The secret of successful investing (not TRADING) is to buy stocks when others are selling at "any" price. You buy when the fear is high. Trading is a different animal, since traders simply play trends. They buy strength and sell weakness and hope that the trend continues. It is a sad fact that successful book writers, and even strategists, know that the secret to strong acceptance of their book (or market comment) is to write/say what satisfies the psyche of the potential reader - the herd. So, in today's world, you see the soap box crowded by those "dooms-dayers" kicking and scratching to get up on the lectern to tell their story of dooms day - the demise of America.
So today, the epic debt ceiling agreement has been passed to at least eliminate the Congressional stalemate for a while. We're pretty sure that worry was blown out of proportion, and that was almost certainly considered the reason for the market's weakness last week. Yet, the most exciting thing about this new legislation, is that both the super-liberal Democrats and the super-conservative Republicans HATE it.
But getting back to the stock market...while the Congressional stalemate and threat of default has been worrying the market for a while, it now seems to be the economy that's worrying the market. Nobody was too concerned about the expanding economy in February of this year, but now the "double-dippers" are back to haunt us again. We know for a fact that the recovering economy hit some huge roadblocks in March. Before that time, we had improving consumer sentiment, we had unemployment insurance claims dipping under that magical 400,000 level, and we even saw some better signs starting to appear in housing.
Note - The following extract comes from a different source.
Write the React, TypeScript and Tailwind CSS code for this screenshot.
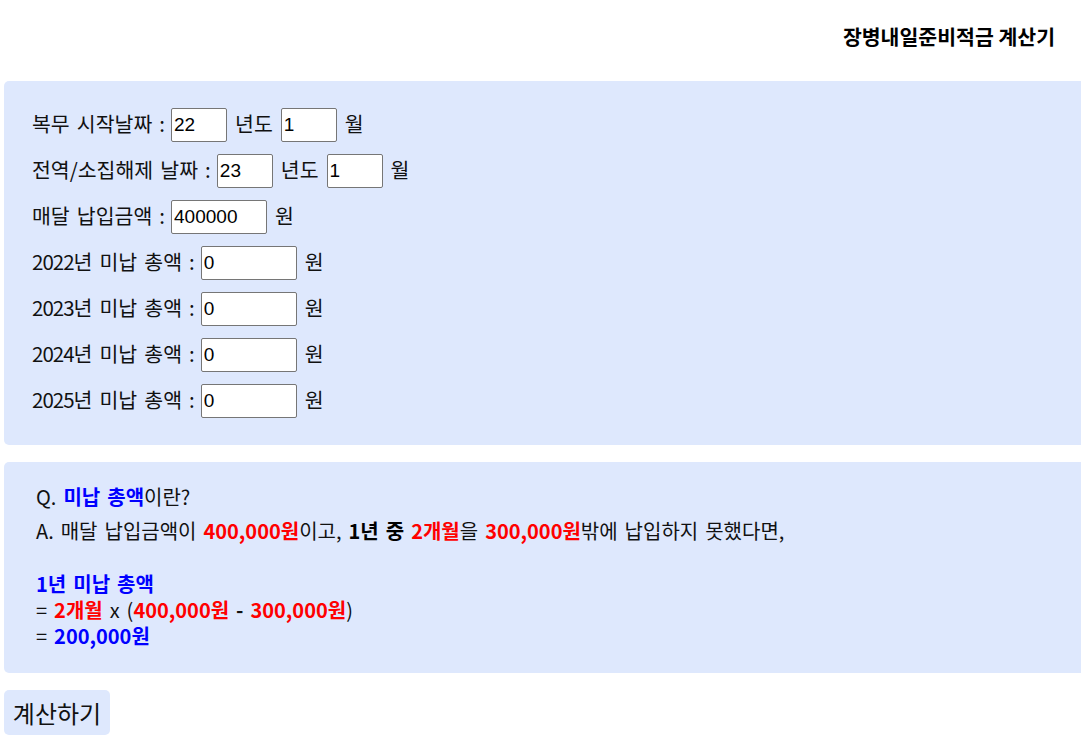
import React from "react";

const font = { fontFamily: '"Noto Sans CJK KR", "Noto Sans", sans-serif' };

function Input({ value, w }: { value: string; w: string }) {
  return (
    <input
      defaultValue={value}
      className={`${w} h-[34px] border border-[#767676] rounded-[2px] bg-white px-[2px] text-[19px] text-black outline-none`}
      style={{ fontFamily: '"Liberation Sans", Arial, sans-serif' }}
    />
  );
}

function Row({ children }: { children: React.ReactNode }) {
  return (
    <div className="flex items-center h-[34px] text-[20.5px] text-[#111] whitespace-pre [word-spacing:2.5px]">
      {children}
    </div>
  );
}

function L({ children, className = "" }: { children: React.ReactNode; className?: string }) {
  return <span className={`mb-[3px] ${className}`}>{children}</span>;
}

export default function App() {
  return (
    <div className="w-full overflow-hidden bg-white pb-[8px]" style={font}>
      <div className="flex justify-end pr-[26px] pt-[21px] h-[81px]">
        <h1 className="text-[20.5px] font-bold leading-[30px] text-black">장병내일준비적금 계산기</h1>
      </div>
      <div className="ml-[4px] bg-[#dee8fd] rounded-l-[5px] pl-[28px] py-[27px] flex flex-col gap-[12px]">
        <Row>
          <L>복무 시작날짜 :</L>
          <Input value="22" w="w-[56px] ml-[6px]" />
          <L className="ml-[8px] mr-[8px]">년도</L>
          <Input value="1" w="w-[56px]" />
          <L className="ml-[8px]">월</L>
        </Row>
        <Row>
          <L>전역/소집해제 날짜 :</L>
          <Input value="23" w="w-[56px] ml-[6px]" />
          <L className="ml-[8px] mr-[8px]">년도</L>
          <Input value="1" w="w-[56px]" />
          <L className="ml-[8px]">월</L>
        </Row>
        <Row>
          <L>매달 납입금액 :</L>
          <Input value="400000" w="w-[96px] ml-[6px]" />
          <L className="ml-[8px]">원</L>
        </Row>
        {["2022", "2023", "2024", "2025"].map((y) => (
          <Row key={y}>
            <L>
              <span className="tracking-[-1px]">{y}</span>년 미납 총액 :
            </L>
            <Input value="0" w="w-[96px] ml-[6px]" />
            <L className="ml-[8px]">원</L>
          </Row>
        ))}
      </div>
      <div className="ml-[4px] mt-[17px] bg-[#dee8fd] rounded-l-[5px] pl-[32px] pt-[21px] pb-[20px] h-[211px] text-[20px] text-[#111] [word-spacing:2.5px]">
        <p className="leading-[28px]">
          Q. <b className="text-[#0000ff]">미납 총액</b>이란?
        </p>
        <p className="leading-[28px] mt-[6px]">
          A. 매달 납입금액이 <b className="text-[#ff0000]">400,000원</b>이고, <b className="text-black">1년 중</b>{" "}
          <b className="text-[#ff0000]">2개월</b>을 <b className="text-[#ff0000]">300,000원</b>밖에 납입하지 못했다면,
        </p>
        <div className="leading-[26px] mt-[26px]">
          <div>
            <b className="text-[#0000ff]">1년 미납 총액</b>
          </div>
          <div>
            = <b className="text-[#ff0000]">2개월</b> x (<b className="text-[#ff0000]">400,000원</b> <b>-</b>{" "}
            <b className="text-[#ff0000]">300,000원</b>)
          </div>
          <div>
            = <b className="text-[#0000ff]">200,000원</b>
          </div>
        </div>
      </div>
      <button className="ml-[4px] mt-[17px] h-[45px] w-[106px] bg-[#dee8fd] rounded-[5px] text-[24px] text-[#111] leading-[28px]">
        계산하기
      </button>
    </div>
  );
}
But in March, we witnessed the Japanese earthquake that totally stalled the important Japanese auto and auto parts industry. Around that time, we also had very severe weather conditions that kept shoppers at home, rising gasoline and food prices, an increase in mortgage rates, and the beginning of the talks on the budget deficit. Yet, every one of those obstacles is now better, so today's news is based on those after-effects of the environment in April and May.
So today, we're saying we are as bullish (maybe more so) than we were in February. We're not short-term traders, we're investors.